=== Input material ===
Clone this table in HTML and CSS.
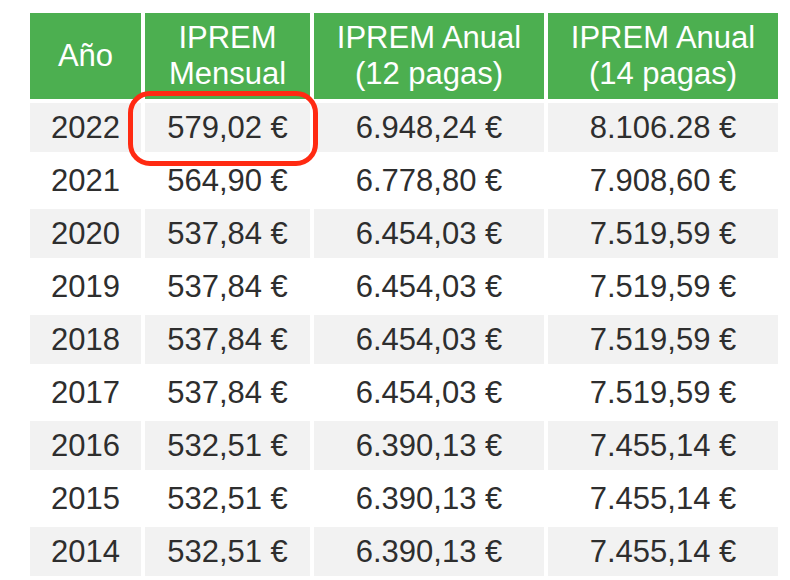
FILE: index.html
```html
<!DOCTYPE html>
<html lang="es">
<head>
<meta charset="utf-8">
<link rel="stylesheet" href="styles.css">
</head>
<body>
<div class="wrap">
<table class="iprem">
<thead>
<tr><th class="c1">Año</th><th class="c2">IPREM<br>Mensual</th><th class="c3">IPREM Anual<br>(12 pagas)</th><th class="c4">IPREM Anual<br>(14 pagas)</th></tr>
</thead>
<tbody>
<tr><td>2022</td><td>579,02 €</td><td>6.948,24 €</td><td>8.106.28 €</td></tr>
<tr><td>2021</td><td>564,90 €</td><td>6.778,80 €</td><td>7.908,60 €</td></tr>
<tr><td>2020</td><td>537,84 €</td><td>6.454,03 €</td><td>7.519,59 €</td></tr>
<tr><td>2019</td><td>537,84 €</td><td>6.454,03 €</td><td>7.519,59 €</td></tr>
<tr><td>2018</td><td>537,84 €</td><td>6.454,03 €</td><td>7.519,59 €</td></tr>
<tr><td>2017</td><td>537,84 €</td><td>6.454,03 €</td><td>7.519,59 €</td></tr>
<tr><td>2016</td><td>532,51 €</td><td>6.390,13 €</td><td>7.455,14 €</td></tr>
<tr><td>2015</td><td>532,51 €</td><td>6.390,13 €</td><td>7.455,14 €</td></tr>
<tr><td>2014</td><td>532,51 €</td><td>6.390,13 €</td><td>7.455,14 €</td></tr>
</tbody>
</table>
<div class="highlight"></div>
</div>
</body>
</html>
```
FILE: styles.css
```css
html, body {
  margin: 0;
  padding: 0;
  background: #ffffff;
}
.wrap {
  position: relative;
  padding: 9px 0 0 26px;
}
.iprem {
  border-collapse: separate;
  border-spacing: 4px;
  font-family: "Liberation Sans", Arial, sans-serif;
  font-size: 31px;
  color: #2e2e2e;
}
.iprem th {
  background: #4caf50;
  color: #ffffff;
  font-weight: normal;
  height: 86px;
  padding: 0;
  line-height: 36px;
  text-align: center;
  vertical-align: middle;
}
.iprem td {
  height: 49px;
  padding: 0;
  line-height: 49px;
  text-align: center;
  vertical-align: middle;
}
.iprem tbody tr:nth-child(odd) td {
  background: #f2f2f2;
}
.c1 { width: 111px; }
.c2 { width: 165px; }
.c3 { width: 230px; }
.c4 { width: 230px; }
.highlight {
  position: absolute;
  left: 128px;
  top: 91px;
  width: 180px;
  height: 65px;
  border: 5px solid #ff2a12;
  border-radius: 22px;
}
```
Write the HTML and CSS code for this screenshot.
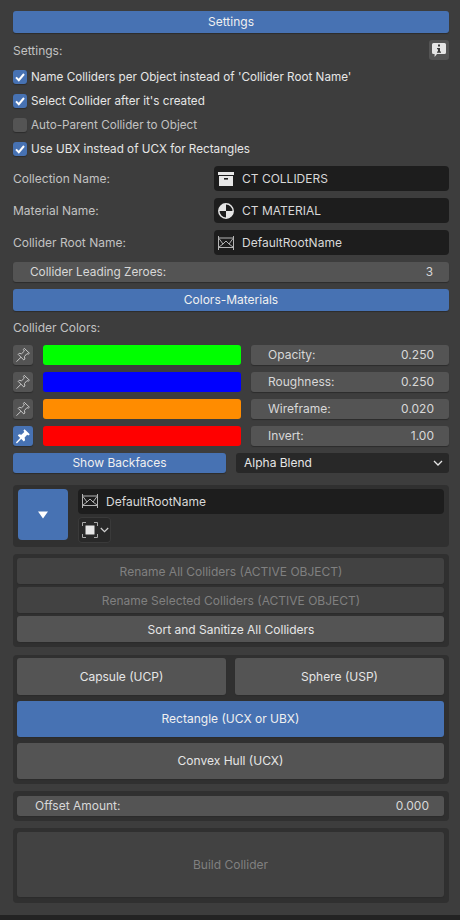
FILE: index.html
```html
<!DOCTYPE html>
<html lang="en">
<head>
  <meta charset="UTF-8">
  <meta name="viewport" content="width=device-width, initial-scale=1.0">
  <title>Collider Tools</title>
  <link rel="stylesheet" href="styles.css">
</head>
<body>
  <svg class="defs" width="0" height="0">
    <symbol id="ico-pin" viewBox="0 0 16 16">
      <path d="M9.6 1.6 14.4 6.2 13.2 7.2 12 6.6 9.4 9.6 9.9 12 8.8 13 3.2 7.4 4.2 6.3 6.5 6.8 9.4 4 8.6 2.8Z M5.800 10.400 1.800 14.400" fill="none" stroke="currentColor" stroke-width="1" stroke-linejoin="round" stroke-linecap="round"/>
    </symbol>
    <symbol id="ico-pin-on" viewBox="0 0 16 16">
      <path d="M9.6 1.2 14.8 6.2 13.4 7.4 12.2 6.8 9.6 9.6 10.1 12.2 8.8 13.4 2.8 7.4 4 6.2 6.4 6.7 9.3 4 8.4 2.6Z" fill="currentColor"/>
      <path d="M5.6 10.4 1.8 14.4" fill="none" stroke="currentColor" stroke-width="1.4" stroke-linecap="round"/>
    </symbol>
    <symbol id="ico-root" viewBox="0 0 16 14">
      <path d="M.5 0V14M15.500 0V14M1 2H15M1 11.500H15M1 2.500 5 8 8 5 11 8 15 2.500M1 11 5 8M15 11 11 8" fill="none" stroke="currentColor" stroke-width="1"/>
    </symbol>
  </svg>

  <div class="panel-root">
    <div class="btn btn-blue head-btn">Settings</div>

    <div class="label-row">
      <span class="label">Settings:</span>
      <div class="info-btn">
        <svg width="16" height="16" viewBox="0 0 16 16">
          <path d="M2.5 1H13.5Q15 1 15 2.5V10.5Q15 12 13.5 12H6L3.6 15V12H2.5Q1 12 1 10.5V2.5Q1 1 2.5 1Z" fill="#e6e6e6"/>
          <path d="M7 2.6H9V4.6H7ZM6 6H9V9.6H10V10.8H6V9.6H7V7.2H6Z" fill="#3a3a3a"/>
        </svg>
      </div>
    </div>

    <div class="check-list">
      <div class="check-row"><span class="check on"><svg width="14" height="14" viewBox="0 0 14 14"><path d="M3 7.4 5.8 10.2 11 4" fill="none" stroke="#fff" stroke-width="2"/></svg></span>Name Colliders per Object instead of 'Collider Root Name'</div>
      <div class="check-row"><span class="check on"><svg width="14" height="14" viewBox="0 0 14 14"><path d="M3 7.4 5.8 10.2 11 4" fill="none" stroke="#fff" stroke-width="2"/></svg></span>Select Collider after it's created</div>
      <div class="check-row muted"><span class="check"></span>Auto-Parent Collider to Object</div>
      <div class="check-row"><span class="check on"><svg width="14" height="14" viewBox="0 0 14 14"><path d="M3 7.4 5.8 10.2 11 4" fill="none" stroke="#fff" stroke-width="2"/></svg></span>Use UBX instead of UCX for Rectangles</div>
    </div>

    <div class="field-list">
      <div class="field-row">
        <span class="label">Collection Name:</span>
        <div class="field">
          <svg width="16" height="16" viewBox="0 0 16 16"><path d="M0 1H16V4H0ZM1 5H15V15H1Z" fill="#e6e6e6"/><path d="M6 7H10V8.6H6Z" fill="#1d1d1d"/></svg>
          CT COLLIDERS
        </div>
      </div>
      <div class="field-row">
        <span class="label">Material Name:</span>
        <div class="field">
          <svg width="16" height="16" viewBox="0 0 16 16"><circle cx="8" cy="8" r="7.200" fill="none" stroke="#e6e6e6" stroke-width="1.500"/><path d="M8 .8A7.2 7.2 0 0 0 .8 8H8ZM8 8H15.2A7.2 7.2 0 0 1 8 15.2Z" fill="#e6e6e6"/></svg>
          CT MATERIAL
        </div>
      </div>
      <div class="field-row">
        <span class="label">Collider Root Name:</span>
        <div class="field">
          <svg class="ico-grey" width="16" height="14"><use href="#ico-root"/></svg>
          DefaultRootName
        </div>
      </div>
    </div>

    <div class="slider zeroes"><span>Collider Leading Zeroes:</span><span>3</span></div>
    <div class="btn btn-blue colors-btn">Colors-Materials</div>
    <div class="label-row"><span class="label">Collider Colors:</span></div>

    <div class="color-list">
      <div class="color-row">
        <div class="pin"><svg width="16" height="16"><use href="#ico-pin"/></svg></div>
        <div class="swatch swatch-green"></div>
        <div class="slider prop"><span>Opacity:</span><span>0.250</span></div>
      </div>
      <div class="color-row">
        <div class="pin"><svg width="16" height="16"><use href="#ico-pin"/></svg></div>
        <div class="swatch swatch-blue"></div>
        <div class="slider prop"><span>Roughness:</span><span>0.250</span></div>
      </div>
      <div class="color-row">
        <div class="pin"><svg width="16" height="16"><use href="#ico-pin"/></svg></div>
        <div class="swatch swatch-orange"></div>
        <div class="slider prop"><span>Wireframe:</span><span>0.020</span></div>
      </div>
      <div class="color-row">
        <div class="pin pin-on"><svg width="16" height="16"><use href="#ico-pin-on"/></svg></div>
        <div class="swatch swatch-red"></div>
        <div class="slider prop"><span>Invert:</span><span>1.00</span></div>
      </div>
      <div class="blend-row">
        <div class="btn btn-blue">Show Backfaces</div>
        <div class="select">Alpha Blend
          <svg width="10" height="6" viewBox="0 0 10 6"><path d="M1 1 5 5 9 1" fill="none" stroke="#e6e6e6" stroke-width="1.3"/></svg>
        </div>
      </div>
    </div>

    <div class="box box-object">
      <div class="big-arrow"><svg width="12" height="8" viewBox="0 0 12 8"><path d="M1 .5H11L6 7.5Z" fill="#fff"/></svg></div>
      <div class="object-col">
        <div class="field field-wide">
          <svg class="ico-grey" width="16" height="14"><use href="#ico-root"/></svg>
          DefaultRootName
        </div>
        <div class="mode-btn">
          <svg width="16" height="16" viewBox="0 0 16 16"><path d="M.5 4V.5H4M12 .5H15.500V4M15.500 12V15.500H12M4 15.500H.5V12" fill="none" stroke="#a8a8a8" stroke-width="1"/><path d="M3.500 3.500H12.500V12.500H3.500Z" fill="#e6e6e6"/></svg>
          <svg width="9" height="6" viewBox="0 0 9 6"><path d="M.8 1 4.500 4.700 8.200 1" fill="none" stroke="#d0d0d0" stroke-width="1.200"/></svg>
        </div>
      </div>
    </div>

    <div class="box box-rename">
      <div class="btn btn-off rename-btn">Rename All Colliders (ACTIVE OBJECT)</div>
      <div class="btn btn-off rename-btn">Rename Selected Colliders (ACTIVE OBJECT)</div>
      <div class="btn rename-btn">Sort and Sanitize All Colliders</div>
    </div>

    <div class="box box-shapes">
      <div class="shape-row">
        <div class="btn shape-btn capsule-btn">Capsule (UCP)</div>
        <div class="btn shape-btn capsule-btn">Sphere (USP)</div>
      </div>
      <div class="btn btn-blue shape-btn">Rectangle (UCX or UBX)</div>
      <div class="btn shape-btn">Convex Hull (UCX)</div>
    </div>

    <div class="box box-offset">
      <div class="slider offset"><span>Offset Amount:</span><span>0.000</span></div>
    </div>

    <div class="box box-build">
      <div class="btn btn-off build-btn">Build Collider</div>
    </div>
  </div>
  <div class="bottom-strip"></div>
</body>
</html>
```

FILE: styles.css
```css
* {
  box-sizing: border-box;
}
html, body {
  height: 100%;
}
body {
  margin: 0;
  display: flex;
  flex-direction: column;
  overflow: hidden;
  background-color: #3d3d3d;
  color: #e6e6e6;
  font-family: Inter, "Noto Sans", sans-serif;
  font-size: 12px;
}
.defs {
  position: absolute;
}
.panel-root {
  flex: 1;
  padding: 11px 11px 0 13px;
}
.bottom-strip {
  height: 5px;
  background-color: #232323;
}

/* Buttons */
.btn {
  display: flex;
  align-items: center;
  justify-content: center;
  height: 20px;
  padding-bottom: 1px;
  border-radius: 3px;
  background-color: #545454;
  box-shadow: 0 1px 1px #2c2c2c;
}
.btn-blue {
  background-color: #4772b3;
  color: #f0f0f0;
}
.btn-off {
  background-color: #424242;
  color: #808080;
}
.head-btn, .colors-btn {
  height: 22px;
}

/* Labels */
.label-row {
  display: flex;
  align-items: center;
  justify-content: space-between;
  height: 20px;
  margin-top: 7px;
}
.label {
  color: #c2c2c2;
}
.colors-btn + .label-row {
  margin-top: 6px;
}
.info-btn {
  display: flex;
  align-items: center;
  justify-content: center;
  width: 20px;
  height: 20px;
  border-radius: 3px;
  background-color: #545454;
}

/* Checkboxes */
.check-list {
  margin-top: 5px;
}
.check-row {
  display: flex;
  align-items: center;
  gap: 4px;
  height: 24px;
  font-size: 11.7px;
}
.muted {
  color: #c2c2c2;
}
.check {
  width: 14px;
  height: 14px;
  border-radius: 3px;
  background-color: #545454;
  box-shadow: 0 1px 1px #2c2c2c;
}
.check.on {
  background-color: #4772b3;
}
.check svg {
  display: block;
}

/* Text fields */
.field-list {
  display: flex;
  flex-direction: column;
  gap: 7px;
  margin-top: 5px;
}
.field-row {
  display: grid;
  grid-template-columns: 201px 1fr;
  align-items: center;
}
.field {
  display: flex;
  align-items: center;
  gap: 8px;
  height: 25px;
  padding-left: 4px;
  border-radius: 4px;
  background-color: #1d1d1d;
  color: #d8d8d8;
}
.ico-grey {
  color: #b4b4b4;
}

/* Number sliders */
.slider {
  display: flex;
  align-items: center;
  justify-content: space-between;
  height: 20px;
  padding-bottom: 1px;
  border-radius: 3px;
  background-color: #545454;
  color: #d8d8d8;
  box-shadow: 0 1px 1px #2c2c2c;
}
.zeroes {
  margin-top: 7px;
  padding-left: 17px;
  padding-right: 16px;
  font-size: 11.8px;
}
.colors-btn {
  margin-top: 7px;
}
.prop {
  padding-left: 17px;
  padding-right: 15px;
}
.offset {
  padding-left: 18px;
  padding-right: 15px;
}

/* Colour rows */
.color-list {
  display: flex;
  flex-direction: column;
  gap: 7px;
  margin-top: 8px;
}
.color-row {
  display: grid;
  grid-template-columns: 20px 198px 198px;
  gap: 10px;
}
.pin {
  display: flex;
  align-items: center;
  justify-content: center;
  height: 20px;
  border-radius: 3px;
  background-color: #545454;
  color: #c8c8c8;
  box-shadow: 0 1px 1px #2c2c2c;
}
.pin-on {
  background-color: #4772b3;
  color: #fff;
}
.swatch {
  border-radius: 3px;
}
.swatch-green {
  background-color: #00ff00;
}
.swatch-blue {
  background-color: #0000ff;
}
.swatch-orange {
  background-color: #ff8c00;
}
.swatch-red {
  background-color: #ff0000;
}
.blend-row {
  display: grid;
  grid-template-columns: 213px 213px;
  gap: 10px;
}
.select {
  display: flex;
  align-items: center;
  justify-content: space-between;
  height: 20px;
  padding: 0 6px 1px 8px;
  border-radius: 3px;
  background-color: #282828;
  color: #e6e6e6;
}

/* Boxes */
.box {
  padding: 4px 5px 5px 4px;
  border-radius: 4px;
  background-color: #303030;
  margin-top: 7px;
}
.box-object {
  display: flex;
  gap: 10px;
  height: 62px;
  margin-top: 12px;
  padding-left: 5px;
}
.big-arrow {
  display: flex;
  align-items: center;
  justify-content: center;
  flex: none;
  width: 50px;
  height: 51px;
  border-radius: 4px;
  background-color: #4772b3;
}
.object-col {
  flex: 1;
}
.field-wide {
  padding-bottom: 1px;
}
.mode-btn {
  display: flex;
  align-items: center;
  gap: 2px;
  width: 33px;
  height: 26px;
  margin-top: 3px;
  padding-left: 4px;
  border-radius: 4px;
  background-color: #282828;
  box-shadow: inset 0 0 0 1px #3a3a3a;
}
.box-rename {
  display: flex;
  flex-direction: column;
  gap: 3px;
  height: 93px;
}
.rename-btn {
  height: 26px;
  flex: none;
  padding-bottom: 0;
  padding-left: 1px;
}
.box-shapes {
  display: flex;
  flex-direction: column;
  gap: 6px;
  height: 129px;
  margin-top: 8px;
  padding-top: 3px;
}
.shape-row {
  display: grid;
  grid-template-columns: 209px 209px;
  gap: 9px;
}
.shape-btn {
  height: 36px;
}
.capsule-btn {
  height: 37px;
}
.box-offset {
  height: 30px;
  padding-top: 5px;
}
.box-build {
  height: 75px;
}
.build-btn {
  height: 65px;
}
```
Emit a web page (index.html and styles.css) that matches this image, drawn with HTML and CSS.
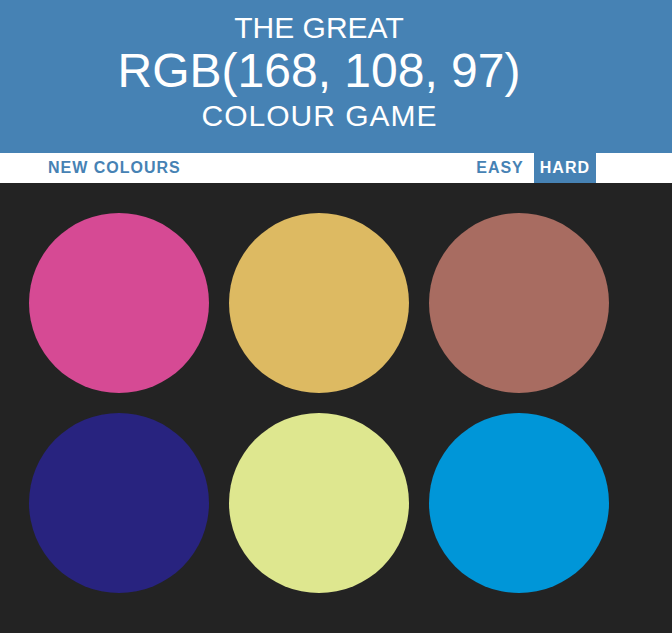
===
» Problem description
Copy each line above containing the string "table".

» Exercise result
Clone this table in HTML and CSS.
<table class="iprem">
</table>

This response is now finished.